** BEGIN **

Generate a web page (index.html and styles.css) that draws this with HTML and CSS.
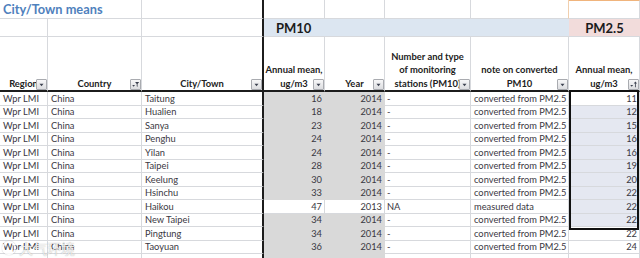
FILE: index.html
```html
<!DOCTYPE html>
<html>
<head>
<meta charset="utf-8">
<link rel="stylesheet" href="styles.css">
</head>
<body>
<div class="sheet">
  <div class="row r1">
    <div class="c title ab">City/Town means</div>
    <div class="c split"></div>
    <div class="c"></div>
    <div class="c"></div>
    <div class="c"></div>
    <div class="c orange-r"></div>
    <div class="c orange-t"></div>
  </div>
  <div class="row r2">
    <div class="c"></div>
    <div class="c"></div>
    <div class="c split"></div>
    <div class="c band pm10">PM10</div>
    <div class="c band25">PM2.5</div>
  </div>
  <div class="row hd">
    <div class="c h"><span>Region</span><i class="btn"><svg viewBox="0 0 11 11"><path d="M3 4.5h5l-2.5 3z"/></svg></i></div>
    <div class="c h"><span>Country</span><i class="btn"><svg viewBox="0 0 11 11"><path d="M1.5 6h3.4l-1.7 2.2z"/><path d="M5 2.5h5l-2 2.4v3.6l-1-0.8v-2.8z"/></svg></i></div>
    <div class="c h split"><span>City/Town</span><i class="btn"><svg viewBox="0 0 11 11"><path d="M3 4.5h5l-2.5 3z"/></svg></i></div>
    <div class="c h"><span>Annual mean,</span><span>ug/m3</span><i class="btn"><svg viewBox="0 0 11 11"><path d="M3 4.5h5l-2.5 3z"/></svg></i></div>
    <div class="c h"><span>Year</span><i class="btn"><svg viewBox="0 0 11 11"><path d="M3 4.5h5l-2.5 3z"/></svg></i></div>
    <div class="c h"><span>Number and type</span><span>of monitoring</span><span>stations (PM10)</span><i class="btn"><svg viewBox="0 0 11 11"><path d="M3 4.5h5l-2.5 3z"/></svg></i></div>
    <div class="c h"><span>note on converted</span><span>PM10</span><i class="btn"><svg viewBox="0 0 11 11"><path d="M3 4.5h5l-2.5 3z"/></svg></i></div>
    <div class="c h"><span>Annual mean,</span><span>ug/m3</span><i class="btn"><svg viewBox="0 0 11 11"><path d="M1.5 6h3.6l-1.8 2.3z"/><path d="M7.8 1.8l-2 2.4h1.5v4.6h1v-4.6h1.5z"/></svg></i></div>
  </div>

  <div class="row d"><div class="c t">Wpr LMI</div><div class="c t">China</div><div class="c t split">Taitung</div><div class="c n g">16</div><div class="c n g">2014</div><div class="c t f">-</div><div class="c t">converted from PM2.5</div><div class="c n">11</div></div>
  <div class="row d"><div class="c t">Wpr LMI</div><div class="c t">China</div><div class="c t split">Hualien</div><div class="c n g">18</div><div class="c n g">2014</div><div class="c t f">-</div><div class="c t">converted from PM2.5</div><div class="c n sel">12</div></div>
  <div class="row d"><div class="c t">Wpr LMI</div><div class="c t">China</div><div class="c t split">Sanya</div><div class="c n g">23</div><div class="c n g">2014</div><div class="c t f">-</div><div class="c t">converted from PM2.5</div><div class="c n sel">15</div></div>
  <div class="row d"><div class="c t">Wpr LMI</div><div class="c t">China</div><div class="c t split">Penghu</div><div class="c n g">24</div><div class="c n g">2014</div><div class="c t f">-</div><div class="c t">converted from PM2.5</div><div class="c n sel">16</div></div>
  <div class="row d"><div class="c t">Wpr LMI</div><div class="c t">China</div><div class="c t split">Yilan</div><div class="c n g">24</div><div class="c n g">2014</div><div class="c t f">-</div><div class="c t">converted from PM2.5</div><div class="c n sel">16</div></div>
  <div class="row d"><div class="c t">Wpr LMI</div><div class="c t">China</div><div class="c t split">Taipei</div><div class="c n g">28</div><div class="c n g">2014</div><div class="c t f">-</div><div class="c t">converted from PM2.5</div><div class="c n sel">19</div></div>
  <div class="row d"><div class="c t">Wpr LMI</div><div class="c t">China</div><div class="c t split">Keelung</div><div class="c n g">30</div><div class="c n g">2014</div><div class="c t f">-</div><div class="c t">converted from PM2.5</div><div class="c n sel">20</div></div>
  <div class="row d"><div class="c t">Wpr LMI</div><div class="c t">China</div><div class="c t split">Hsinchu</div><div class="c n g">33</div><div class="c n g">2014</div><div class="c t f">-</div><div class="c t">converted from PM2.5</div><div class="c n sel">22</div></div>
  <div class="row d"><div class="c t">Wpr LMI</div><div class="c t">China</div><div class="c t split">Haikou</div><div class="c n">47</div><div class="c n">2013</div><div class="c t f">NA</div><div class="c t">measured data</div><div class="c n sel">22</div></div>
  <div class="row d"><div class="c t">Wpr LMI</div><div class="c t">China</div><div class="c t split">New Taipei</div><div class="c n g">34</div><div class="c n g">2014</div><div class="c t f">-</div><div class="c t">converted from PM2.5</div><div class="c n sel">22</div></div>
  <div class="row d"><div class="c t">Wpr LMI</div><div class="c t">China</div><div class="c t split">Pingtung</div><div class="c n g">34</div><div class="c n g">2014</div><div class="c t f">-</div><div class="c t">converted from PM2.5</div><div class="c n">22</div></div>
  <div class="row d"><div class="c t">Wpr LMI</div><div class="c t">China</div><div class="c t split">Taoyuan</div><div class="c n g">36</div><div class="c n g">2014</div><div class="c t f">-</div><div class="c t">converted from PM2.5</div><div class="c n">24</div></div>
  <div class="row d"><div class="c"></div><div class="c"></div><div class="c split"></div><div class="c g"></div><div class="c g"></div><div class="c"></div><div class="c"></div><div class="c"></div></div>

  <div class="selbox"></div>
  <div class="watermark"><span class="wm-logo"></span><span>大气环境</span></div>
</div>
</body>
</html>
```

FILE: styles.css
```css
* { box-sizing: border-box; }
html, body { margin: 0; padding: 0; }
body {
  width: 640px;
  height: 258px;
  overflow: hidden;
  background: #fff;
  font-family: Lato, "Liberation Sans", sans-serif;
  color: #3a3842;
}
.sheet {
  position: relative;
  width: 640px;
  height: 258px;
  overflow: hidden;
}
.row {
  display: grid;
  grid-template-columns: 48px 94px 122px 61px 60px 86px 98px 71px;
}
.c {
  border-right: 1px solid #d7d9dd;
  border-bottom: 1px solid #d7d9dd;
  white-space: nowrap;
  overflow: hidden;
  min-width: 0;
}
.c.split { border-right: 2px solid #1c1c1c; }

/* row 1 */
.r1 { height: 19px; }
.title {
  grid-column: span 2;
  font-weight: 700;
  font-size: 12.8px;
  color: #4f81bd;
  padding: 0 0 1px 3px;
  display: flex;
  align-items: flex-end;
}
.orange-r { border-right-color: #f1cfae; }
.orange-t { border-top: 1px solid #f0b47c; }

/* row 2 */
.r2 { height: 18px; }
.band {
  grid-column: span 4;
  background: #dce6f1;
  border-right: none;
}
.pm10, .band25 {
  font-weight: 700;
  font-size: 13px;
  color: #1b1b1b;
  display: flex;
  align-items: center;
}
.pm10 { padding-left: 12px; }
.band25 {
  background: #f2dcdb;
  justify-content: center;
  border-right: none;
}

/* header row */
.hd { height: 55px; }
.hd .c { border-bottom: 2px solid #1c1c1c; }
.h {
  position: relative;
  display: flex;
  flex-direction: column;
  justify-content: flex-end;
  align-items: center;
  font-weight: 700;
  font-size: 9.4px;
  line-height: 13.5px;
  color: #222;
  text-align: center;
}
.btn {
  position: absolute;
  right: 0;
  bottom: 0;
  width: 11px;
  height: 11px;
  border: 1px solid #a9abb0;
  border-radius: 1px;
  background: linear-gradient(#f7f7f8, #dcdde0);
  display: block;
}
.btn svg { display: block; width: 9px; height: 9px; fill: #3d4250; }

/* data rows */
.d { height: 13.5px; }
.d .c {
  font-size: 9.3px;
  line-height: 12px;
  display: flex;
  align-items: flex-end;
}
.t { padding-left: 3px; }
.t.f { padding-left: 2px; }
.n { justify-content: flex-end; padding-right: 2px; }
.g { background: #d9d9d9; border-right-color: #d9d9d9; border-bottom-color: #d9d9d9; }
.sel { background: #e5e8f1; }

/* selection outline */
.selbox {
  position: absolute;
  left: 569px;
  top: 90px;
  width: 70px;
  height: 140px;
  border: 2px solid #111;
  pointer-events: none;
}

/* watermark */
.watermark {
  position: absolute;
  left: 2px;
  top: 238px;
  display: flex;
  align-items: center;
  gap: 3px;
  font-family: "Noto Sans CJK SC", sans-serif;
  font-size: 14px;
  color: rgba(255, 255, 255, 0.8);
  text-shadow: 0 0 1px rgba(80, 80, 80, 0.5);
}
.wm-logo {
  width: 14px;
  height: 14px;
  border-radius: 50%;
  border: 2px solid rgba(255, 255, 255, 0.8);
  box-shadow: 0 0 1px rgba(80, 80, 80, 0.5);
}
```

** END **

SHORT TASK » Using the listing above, list every line in which the string "index" occurs.

OUTPUT FOR THIS TASK »
Generate a web page (index.html and styles.css) that draws this with HTML and CSS.
FILE: index.html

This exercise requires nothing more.